Task to carry out :: Each entry that follows is to be retyped exactly. Pictures do not belong in the copy.

Source records ::
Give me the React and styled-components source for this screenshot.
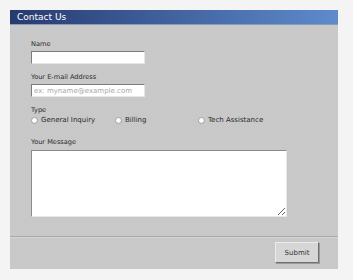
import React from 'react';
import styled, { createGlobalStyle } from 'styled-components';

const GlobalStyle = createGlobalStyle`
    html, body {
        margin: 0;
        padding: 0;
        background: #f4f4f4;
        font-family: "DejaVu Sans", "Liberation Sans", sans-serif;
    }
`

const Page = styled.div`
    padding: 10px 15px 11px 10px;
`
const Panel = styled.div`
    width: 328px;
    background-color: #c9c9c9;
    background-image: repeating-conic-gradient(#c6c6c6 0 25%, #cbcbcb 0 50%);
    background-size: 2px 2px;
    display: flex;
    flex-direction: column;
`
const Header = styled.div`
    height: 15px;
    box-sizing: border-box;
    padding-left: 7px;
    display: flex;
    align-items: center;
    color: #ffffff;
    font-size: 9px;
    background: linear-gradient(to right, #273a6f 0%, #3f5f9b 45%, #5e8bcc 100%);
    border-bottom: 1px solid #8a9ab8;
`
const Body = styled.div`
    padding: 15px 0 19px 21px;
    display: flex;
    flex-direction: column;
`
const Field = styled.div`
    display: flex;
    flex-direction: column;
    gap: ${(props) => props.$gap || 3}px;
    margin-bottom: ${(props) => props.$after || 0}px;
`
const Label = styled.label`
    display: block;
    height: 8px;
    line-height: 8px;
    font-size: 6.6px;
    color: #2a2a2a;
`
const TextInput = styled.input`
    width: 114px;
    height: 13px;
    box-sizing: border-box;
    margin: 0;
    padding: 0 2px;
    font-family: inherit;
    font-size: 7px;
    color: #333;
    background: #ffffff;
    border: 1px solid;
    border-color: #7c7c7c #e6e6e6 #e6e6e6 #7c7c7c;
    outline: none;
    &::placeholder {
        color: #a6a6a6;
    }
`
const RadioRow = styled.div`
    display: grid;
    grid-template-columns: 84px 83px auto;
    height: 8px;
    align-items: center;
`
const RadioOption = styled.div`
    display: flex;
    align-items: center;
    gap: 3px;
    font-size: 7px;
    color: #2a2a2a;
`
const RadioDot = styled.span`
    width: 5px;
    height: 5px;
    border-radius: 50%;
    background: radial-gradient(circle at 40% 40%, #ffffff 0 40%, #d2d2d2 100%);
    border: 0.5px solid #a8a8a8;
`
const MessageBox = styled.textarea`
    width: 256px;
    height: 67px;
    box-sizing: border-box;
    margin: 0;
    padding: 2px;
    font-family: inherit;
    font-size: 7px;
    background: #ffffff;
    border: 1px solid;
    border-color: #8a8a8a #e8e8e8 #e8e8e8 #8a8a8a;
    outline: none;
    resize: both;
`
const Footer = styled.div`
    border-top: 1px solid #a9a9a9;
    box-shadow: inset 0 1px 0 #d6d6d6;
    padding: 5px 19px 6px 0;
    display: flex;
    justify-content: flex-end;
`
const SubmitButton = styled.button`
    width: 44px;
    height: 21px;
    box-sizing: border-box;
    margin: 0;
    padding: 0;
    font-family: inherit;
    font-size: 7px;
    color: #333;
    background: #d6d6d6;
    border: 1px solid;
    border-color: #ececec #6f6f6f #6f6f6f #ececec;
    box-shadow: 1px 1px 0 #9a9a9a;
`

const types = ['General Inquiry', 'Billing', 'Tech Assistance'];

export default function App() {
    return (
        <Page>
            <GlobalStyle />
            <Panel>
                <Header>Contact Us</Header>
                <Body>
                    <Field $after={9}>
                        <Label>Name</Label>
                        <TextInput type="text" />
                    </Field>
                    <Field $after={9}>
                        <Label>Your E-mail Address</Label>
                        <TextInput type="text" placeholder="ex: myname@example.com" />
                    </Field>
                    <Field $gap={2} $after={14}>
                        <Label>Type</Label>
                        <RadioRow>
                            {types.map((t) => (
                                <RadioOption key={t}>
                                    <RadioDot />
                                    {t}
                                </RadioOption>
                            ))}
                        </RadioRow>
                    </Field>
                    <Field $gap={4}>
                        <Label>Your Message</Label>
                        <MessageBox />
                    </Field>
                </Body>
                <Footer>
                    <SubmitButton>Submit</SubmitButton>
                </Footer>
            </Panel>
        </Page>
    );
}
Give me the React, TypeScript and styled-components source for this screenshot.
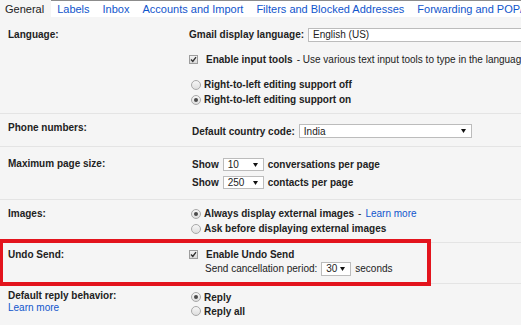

Finished exercise ::
Give me the React and styled-components source for this screenshot.
import React from 'react';
import styled, { createGlobalStyle } from 'styled-components';

const GlobalStyle = createGlobalStyle`
    html, body {
        margin: 0;
        padding: 0;
        background: #f4f4f4;
        font-family: "DejaVu Sans", "Liberation Sans", sans-serif;
    }
`

const Page = styled.div`
    padding: 10px 15px 11px 10px;
`
const Panel = styled.div`
    width: 328px;
    background-color: #c9c9c9;
    background-image: repeating-conic-gradient(#c6c6c6 0 25%, #cbcbcb 0 50%);
    background-size: 2px 2px;
    display: flex;
    flex-direction: column;
`
const Header = styled.div`
    height: 15px;
    box-sizing: border-box;
    padding-left: 7px;
    display: flex;
    align-items: center;
    color: #ffffff;
    font-size: 9px;
    background: linear-gradient(to right, #273a6f 0%, #3f5f9b 45%, #5e8bcc 100%);
    border-bottom: 1px solid #8a9ab8;
`
const Body = styled.div`
    padding: 15px 0 19px 21px;
    display: flex;
    flex-direction: column;
`
const Field = styled.div`
    display: flex;
    flex-direction: column;
    gap: ${(props) => props.$gap || 3}px;
    margin-bottom: ${(props) => props.$after || 0}px;
`
const Label = styled.label`
    display: block;
    height: 8px;
    line-height: 8px;
    font-size: 6.6px;
    color: #2a2a2a;
`
const TextInput = styled.input`
    width: 114px;
    height: 13px;
    box-sizing: border-box;
    margin: 0;
    padding: 0 2px;
    font-family: inherit;
    font-size: 7px;
    color: #333;
    background: #ffffff;
    border: 1px solid;
    border-color: #7c7c7c #e6e6e6 #e6e6e6 #7c7c7c;
    outline: none;
    &::placeholder {
        color: #a6a6a6;
    }
`
const RadioRow = styled.div`
    display: grid;
    grid-template-columns: 84px 83px auto;
    height: 8px;
    align-items: center;
`
const RadioOption = styled.div`
    display: flex;
    align-items: center;
    gap: 3px;
    font-size: 7px;
    color: #2a2a2a;
`
const RadioDot = styled.span`
    width: 5px;
    height: 5px;
    border-radius: 50%;
    background: radial-gradient(circle at 40% 40%, #ffffff 0 40%, #d2d2d2 100%);
    border: 0.5px solid #a8a8a8;
`
const MessageBox = styled.textarea`
    width: 256px;
    height: 67px;
    box-sizing: border-box;
    margin: 0;
    padding: 2px;
    font-family: inherit;
    font-size: 7px;
    background: #ffffff;
    border: 1px solid;
    border-color: #8a8a8a #e8e8e8 #e8e8e8 #8a8a8a;
    outline: none;
    resize: both;
`
const Footer = styled.div`
    border-top: 1px solid #a9a9a9;
    box-shadow: inset 0 1px 0 #d6d6d6;
    padding: 5px 19px 6px 0;
    display: flex;
    justify-content: flex-end;
`
const SubmitButton = styled.button`
    width: 44px;
    height: 21px;
    box-sizing: border-box;
    margin: 0;
    padding: 0;
    font-family: inherit;
    font-size: 7px;
    color: #333;
    background: #d6d6d6;
    border: 1px solid;
    border-color: #ececec #6f6f6f #6f6f6f #ececec;
    box-shadow: 1px 1px 0 #9a9a9a;
`

const types = ['General Inquiry', 'Billing', 'Tech Assistance'];

export default function App() {
    return (
        <Page>
            <GlobalStyle />
            <Panel>
                <Header>Contact Us</Header>
                <Body>
                    <Field $after={9}>
                        <Label>Name</Label>
                        <TextInput type="text" />
                    </Field>
                    <Field $after={9}>
                        <Label>Your E-mail Address</Label>
                        <TextInput type="text" placeholder="ex: myname@example.com" />
                    </Field>
                    <Field $gap={2} $after={14}>
                        <Label>Type</Label>
                        <RadioRow>
                            {types.map((t) => (
                                <RadioOption key={t}>
                                    <RadioDot />
                                    {t}
                                </RadioOption>
                            ))}
                        </RadioRow>
                    </Field>
                    <Field $gap={4}>
                        <Label>Your Message</Label>
                        <MessageBox />
                    </Field>
                </Body>
                <Footer>
                    <SubmitButton>Submit</SubmitButton>
                </Footer>
            </Panel>
        </Page>
    );
}
Give me the React, TypeScript and styled-components source for this screenshot.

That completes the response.